Optimization - Githubissues

DualBrain commented 5 years ago

I'm not sure if you are aware... so figured I'd bring it to your attention. I see that you are using a lot of CInt(…) calls. If you don't need the behavior (which you most likely don't) of the rounding that CInt() does; you might want to change all of these calls to CInt(Fix(…)). These will then be optimized by the compiler to a single IL operation (Conv.I4). This is a recent enhancement to the compiler. When you make this call using the CInt(Fix(value)) pattern, it will "truncate" and cast the numeric value (dropping the fractional) in the most efficient manner possible.

If you would like assistance in making these changes, let me know and I'd be happy to coordinate toward a pull request.

As a side note, I'd be very interested in how much of a difference this would make as I have found that significant calls to CInt() can indeed add up. This is (or was) something that was a serious performance impact for projects just like yours (emulation). That's why I've been championing for this change for over 5 years while simultaneously fighting against proposals to add new keywords just for this; that's a whole other story. ;-) This process went through three different VB language leads... so it was definitely a process. In the end, it was what I proposed all that time ago and everyone using this pattern (which is widely used) benefits. So now I'm very curious as to whether or not the fight was worth it in a real-world example. Assuming it is, I'd love to share the results with the members of the VB team that helped to gitterdone.

morphx666 commented 5 years ago

Thank you very much for the suggestion! Actually, I wasn't aware of this and I never would've though that adding a double conversion (CInt/Fix) could cause a positive effect.

I will try to apply the changes on some parts of the code to make sure this doesn't break anything and I'll post back with the results.

Of course, if you'd like to create a pull request, that would be awesome!

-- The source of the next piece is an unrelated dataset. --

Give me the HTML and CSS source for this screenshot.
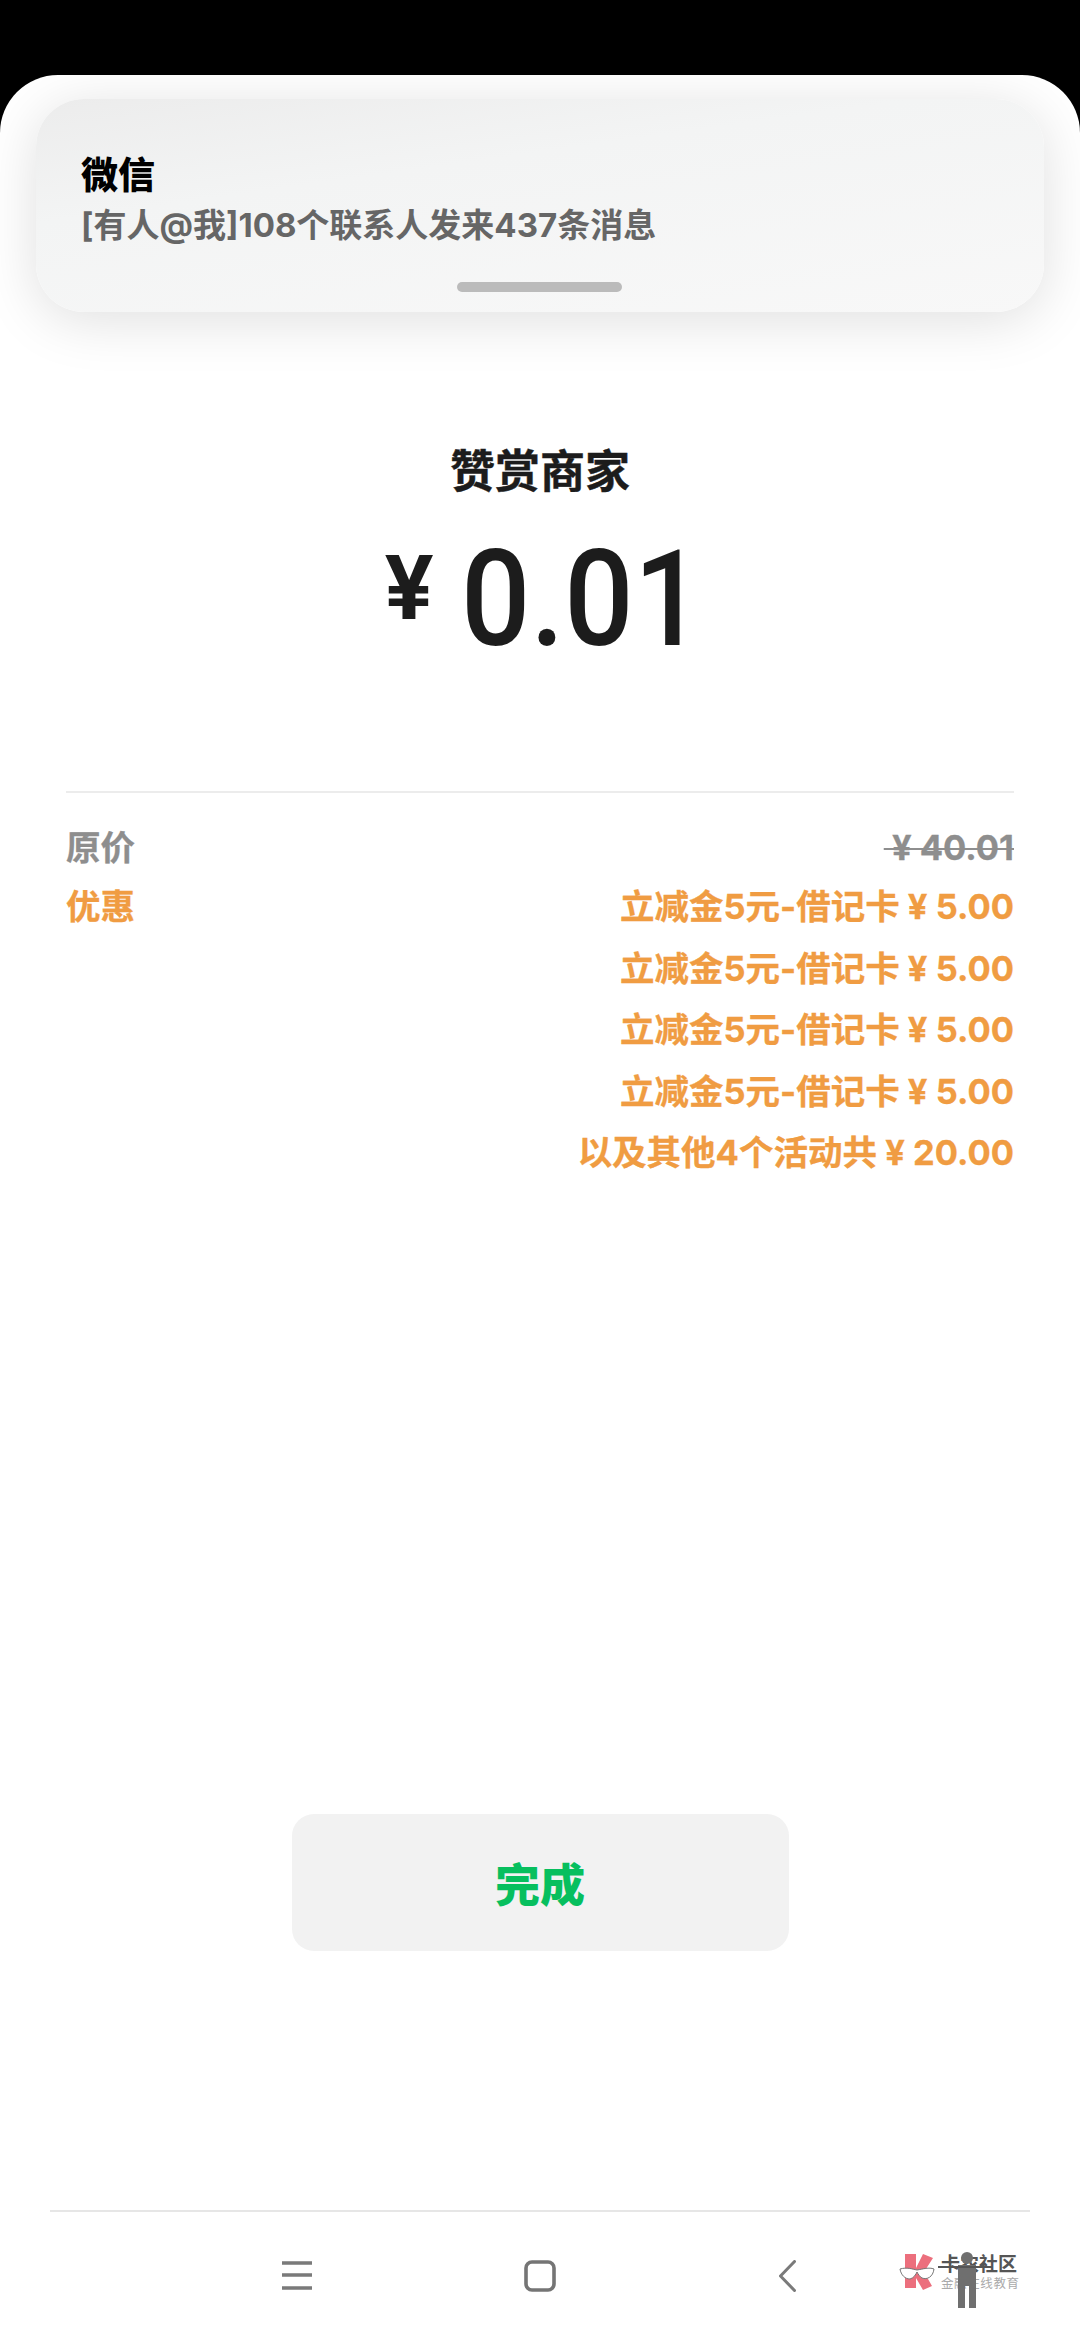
FILE: index.html
```html
<!DOCTYPE html>
<html lang="zh-CN">
<head>
<meta charset="utf-8">
<title>赞赏商家</title>
<link rel="stylesheet" href="styles.css">
</head>
<body>
<div class="status"></div>
<div class="sheet">
  <main class="content">
    <h1 class="title">赞赏商家</h1>
    <div class="amount"><span class="yen">¥</span><span class="num">0<span class="dot">.</span>01</span></div>
    <section class="details">
      <div class="row row-gray">
        <span>原价</span>
        <span class="strike">&nbsp;¥ 40.01</span>
      </div>
      <div class="row row-orange">
        <span>优惠</span>
        <div class="promos">
          <div>立减金5元-借记卡 ¥ 5.00</div>
          <div>立减金5元-借记卡 ¥ 5.00</div>
          <div>立减金5元-借记卡 ¥ 5.00</div>
          <div>立减金5元-借记卡 ¥ 5.00</div>
          <div>以及其他4个活动共 ¥ 20.00</div>
        </div>
      </div>
    </section>
    <div class="spacer"></div>
    <button class="done">完成</button>
  </main>
  <nav class="navbar">
    <svg class="ic-menu" width="30" height="30" viewBox="0 0 30 30"><path d="M0 3H30M0 15H30M0 28H30" stroke="#7a7a7a" stroke-width="3.4" fill="none"/></svg>
    <svg class="ic-home" width="32" height="32" viewBox="0 0 32 32"><rect x="2" y="2" width="28" height="28" rx="6" stroke="#757575" stroke-width="3.6" fill="none"/></svg>
    <svg class="ic-back" width="17" height="32" viewBox="0 0 17 32"><path d="M15.5 1.5L1.5 16L15.5 30.5" stroke="#7a7a7a" stroke-width="3" stroke-linecap="round" stroke-linejoin="round" fill="none"/></svg>
  </nav>
</div>

<aside class="notice">
  <div class="notice-title">微信</div>
  <div class="notice-text">[有人@我]108个联系人发来437条消息</div>
  <div class="handle"></div>
</aside>

<div class="watermark">
  <svg class="wm-logo" width="38" height="38" viewBox="0 0 38 38">
    <path d="M6 1H17V15L24 1L34 5L25 19L33 33L24 37L17 25V35H6Z" fill="#ec6f7d"/>
    <path d="M1 16C8 14 13 16 18 17C24 16 30 14 35 16C34 24 28 27 23 25C21 24 19 21 18 19C17 21 15 25 11 26C6 26 2 22 1 16Z" fill="#fff" stroke="#777" stroke-width="1"/>
  </svg>
  <div class="wm-text">
    <div class="wm-main">卡农社区</div>
    <div class="wm-sub">金融在线教育</div>
  </div>
  <svg class="wm-person" width="54" height="56" viewBox="0 0 54 56">
    <circle cx="29" cy="6" r="6" fill="#6f6f6f"/>
    <path d="M20 13H38V56H31V34H27V56H20Z" fill="#6f6f6f"/>
    <path d="M0 15H54" stroke="#555" stroke-width="2"/>
  </svg>
</div>
</body>
</html>
```

FILE: styles.css
```css
* { box-sizing: border-box; margin: 0; padding: 0; }
html, body { width: 1080px; height: 2340px; background: #000; overflow: hidden; }
body {
  font-family: Inter, "Noto Sans CJK SC", sans-serif;
  position: relative;
  display: flex;
  flex-direction: column;
}
.status { height: 75px; flex: none; background: #000; }
.sheet {
  flex: 1;
  display: flex;
  flex-direction: column;
  background: #fff;
  border-radius: 58px 58px 0 0;
  overflow: hidden;
}
.content {
  flex: 1;
  display: flex;
  flex-direction: column;
  align-items: center;
  padding: 365px 66px 259px;
}
.title {
  font-size: 45px;
  line-height: 64px;
  font-weight: 700;
  color: #1c1c1c;
  -webkit-text-stroke: .4px #1c1c1c;
}
.amount {
  display: flex;
  align-items: flex-start;
  justify-content: center;
  margin-top: 31px;
  height: 119px;
  color: #1c1c1c;
}
.yen {
  font-size: 88px;
  line-height: 104px;
  font-weight: 700;
  margin-right: 27px;
}
.num {
  display: block;
  width: 235px;
  white-space: nowrap;
  font-family: Roboto, sans-serif;
  font-size: 133px;
  line-height: 130px;
  font-weight: 500;
  transform: scaleX(.918);
  transform-origin: left center;
}
.details {
  width: 100%;
  margin-top: 137px;
  border-top: 2px solid #ececec;
  padding-top: 27px;
  font-size: 34.5px;
  line-height: 61.5px;
  font-weight: 700;
  -webkit-text-stroke: .3px currentColor;
}
.row { display: flex; justify-content: space-between; }
.row-gray { color: #8e8e8e; line-height: 56px; }
.row-orange { color: #f09c42; }
.promos { text-align: right; }
.strike { text-decoration: line-through; text-decoration-thickness: 2px; }
.spacer { flex: 1; }
.done {
  width: 497px;
  height: 137px;
  flex: none;
  border: 0;
  border-radius: 22px;
  background: #f2f2f2;
  color: #07bf5e;
  font-family: inherit;
  font-size: 45px;
  font-weight: 900;
}
.navbar {
  height: 130px;
  flex: none;
  margin: 0 50px;
  border-top: 2px solid #e6e6e6;
  display: flex;
  align-items: flex-start;
  padding: 48px 0 0 232px;
}
.ic-home { margin-left: 212px; }
.ic-back { margin-left: 223px; }

.notice {
  position: absolute;
  left: 36px;
  top: 99px;
  width: 1008px;
  height: 213px;
  border-radius: 48px;
  background: linear-gradient(172deg, #ececec 0%, #f3f4f4 35%, #f8f8f8 100%);
  box-shadow: 0 8px 56px rgba(0,0,0,.13);
  padding: 53px 45px 0;
}
.notice-title { font-size: 37px; line-height: 48px; font-weight: 900; color: #000; }
.notice-text { font-size: 33px; line-height: 44px; font-weight: 700; color: #666; margin-top: 3px; }
.handle {
  position: absolute;
  left: 421px;
  top: 183px;
  width: 165px;
  height: 10px;
  border-radius: 5px;
  background: #bbb;
}

.watermark {
  position: absolute;
  left: 899px;
  top: 2250px;
  width: 130px;
  height: 56px;
  display: flex;
  gap: 4px;
  padding-top: 3px;
}
.wm-logo { flex: none; }
.wm-text { white-space: nowrap; padding-top: 1px; }
.wm-main { font-size: 19px; line-height: 22px; font-weight: 700; color: #555; }
.wm-sub { font-size: 12.5px; line-height: 16px; color: #aaa; letter-spacing: .6px; }
.wm-person { position: absolute; left: 39px; top: 2px; }
```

DualBrain commented 5 years ago

It was the only way that I could think of adding the feature without having to change the language; it helped that it was also a common pattern in wide use. So I was able to (finally) convince the team that this was a "simple" problem of optimization which falls under the category of a "bug fix" so they were able to slide it into the already overwhelmed workload (the reason it took so long was that others in the community were adamant that this required new keywords and other language changes to solve). So a HUGE thank you goes out to the compiler team for getting it done. It does seem counter intuitive; but it does definitely fall under the "it-just-works" category.

I noticed an old blog post on your site regarding .NET Core. As a side note; although this optimization is in the compiler... the current release of .NET Core doesn't have support for this as Fix() isn't part of the VB assembly (yet). They are aware of this and it's coming. With that said, I wouldn't bother (just yet) playing too much with .NET Core; the work involved is far greater than it should be... especially knowing that a solution to the "runtime" problem is just over the horizon. Don't get me wrong, there's a lot to like about .NET Core... it's just still a bit to early.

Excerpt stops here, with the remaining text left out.